Set task: Transcribe the whole listing without a single picture.
___ Supplied data
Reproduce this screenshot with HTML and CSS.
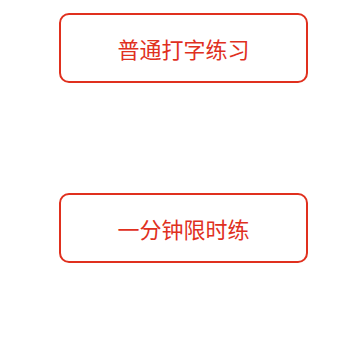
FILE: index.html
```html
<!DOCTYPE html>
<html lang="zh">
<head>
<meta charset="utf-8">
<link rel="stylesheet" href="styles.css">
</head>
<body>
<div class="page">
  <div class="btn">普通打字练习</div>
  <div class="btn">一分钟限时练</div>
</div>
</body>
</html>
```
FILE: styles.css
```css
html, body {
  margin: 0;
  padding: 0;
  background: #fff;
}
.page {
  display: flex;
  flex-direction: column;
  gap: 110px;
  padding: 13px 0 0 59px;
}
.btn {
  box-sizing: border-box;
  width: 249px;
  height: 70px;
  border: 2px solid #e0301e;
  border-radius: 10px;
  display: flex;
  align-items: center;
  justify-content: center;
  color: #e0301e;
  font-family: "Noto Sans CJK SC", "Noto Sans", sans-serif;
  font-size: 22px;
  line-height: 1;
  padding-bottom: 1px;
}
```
______
Final result:
Reproduce this screenshot with HTML and CSS.
FILE: index.html
```html
<!DOCTYPE html>
<html lang="zh">
<head>
<meta charset="utf-8">
<link rel="stylesheet" href="styles.css">
</head>
<body>
<div class="page">
  <div class="btn">普通打字练习</div>
  <div class="btn">一分钟限时练</div>
</div>
</body>
</html>
```
FILE: styles.css
```css
html, body {
  margin: 0;
  padding: 0;
  background: #fff;
}
.page {
  display: flex;
  flex-direction: column;
  gap: 110px;
  padding: 13px 0 0 59px;
}
.btn {
  box-sizing: border-box;
  width: 249px;
  height: 70px;
  border: 2px solid #e0301e;
  border-radius: 10px;
  display: flex;
  align-items: center;
  justify-content: center;
  color: #e0301e;
  font-family: "Noto Sans CJK SC", "Noto Sans", sans-serif;
  font-size: 22px;
  line-height: 1;
  padding-bottom: 1px;
}
```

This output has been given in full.